Class: Additional Neural network concepts > Advanced Optimization

Hey everyone,
In the Adam optimization we use only 1 value for the initial learning rate, whereas as discussed in the video we have alpha[1-11] values. Shouldn’t we use 11 values for the optimization?

There is no method for adjusting multiple independent learning rates at the same time.

I mean, why didn’t they implement it like that?? To take an array instead of a single value?

Because it would be very complicated, and is not necessary.

If you normalize the features, then one learning rate applies equally to everything, and normalization also makes the minimization more efficient.

Also understanding why a learning rate can’t be an array one needs to know learning rate is a float value or a constant float tensor, or a callable that takes no arguments and returns the actual value to use.

So using an array will cause an error.

But in the lecture, the teacher said that:

It uses a different learning rate for every single parameter of your model.

Please give the lecture title and time mark.

The lecture is slightly misleading.

Here is how TensorFlow implements Adam optimization (see below).
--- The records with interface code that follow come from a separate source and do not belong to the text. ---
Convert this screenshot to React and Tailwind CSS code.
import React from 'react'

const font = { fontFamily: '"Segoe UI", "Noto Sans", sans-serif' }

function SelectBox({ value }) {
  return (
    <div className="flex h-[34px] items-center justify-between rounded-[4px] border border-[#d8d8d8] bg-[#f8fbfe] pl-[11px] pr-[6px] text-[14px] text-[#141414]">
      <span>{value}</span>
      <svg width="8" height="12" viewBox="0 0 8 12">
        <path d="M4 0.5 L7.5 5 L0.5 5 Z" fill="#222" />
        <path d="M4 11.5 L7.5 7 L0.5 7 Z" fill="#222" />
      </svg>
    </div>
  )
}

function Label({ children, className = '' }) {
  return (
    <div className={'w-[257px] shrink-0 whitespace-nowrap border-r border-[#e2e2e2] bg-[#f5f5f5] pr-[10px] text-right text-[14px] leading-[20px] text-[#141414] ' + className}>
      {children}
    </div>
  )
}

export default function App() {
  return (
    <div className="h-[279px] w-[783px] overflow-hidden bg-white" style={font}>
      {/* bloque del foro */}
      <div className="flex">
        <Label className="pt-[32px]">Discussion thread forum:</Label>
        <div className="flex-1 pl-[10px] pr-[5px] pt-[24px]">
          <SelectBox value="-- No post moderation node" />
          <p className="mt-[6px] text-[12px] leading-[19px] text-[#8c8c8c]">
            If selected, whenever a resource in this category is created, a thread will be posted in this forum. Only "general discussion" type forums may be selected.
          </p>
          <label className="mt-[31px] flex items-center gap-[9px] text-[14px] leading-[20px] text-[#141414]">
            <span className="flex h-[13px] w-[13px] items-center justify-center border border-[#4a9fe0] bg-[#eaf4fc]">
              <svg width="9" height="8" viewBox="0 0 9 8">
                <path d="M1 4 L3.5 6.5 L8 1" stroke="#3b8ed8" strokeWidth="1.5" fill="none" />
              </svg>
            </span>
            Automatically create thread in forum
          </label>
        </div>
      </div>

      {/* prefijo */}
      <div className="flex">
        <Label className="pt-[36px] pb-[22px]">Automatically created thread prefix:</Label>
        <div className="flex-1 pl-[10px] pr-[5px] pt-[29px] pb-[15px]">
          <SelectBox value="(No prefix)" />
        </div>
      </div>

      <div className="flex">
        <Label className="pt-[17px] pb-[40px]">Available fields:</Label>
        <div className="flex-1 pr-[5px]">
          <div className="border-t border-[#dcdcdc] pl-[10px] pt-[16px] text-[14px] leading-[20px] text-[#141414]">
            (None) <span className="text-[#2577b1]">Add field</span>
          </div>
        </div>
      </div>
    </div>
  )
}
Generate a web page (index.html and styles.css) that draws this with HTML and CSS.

Notice that the learning rate is a scalar value. This is the only learning rate that you have access to.

The Adam optimization allows each feature weight to decay at individual rates, based on the 1st and 2nd order moments. These are based on the beta_1 and beta_2 factors (also scalars). But you (as the designer) cannot control the learning rate for each feature.

I may have some of the details wrong, the implementation of an optimizer is complex and not my area of expertise.

Thanks, this explains a lot!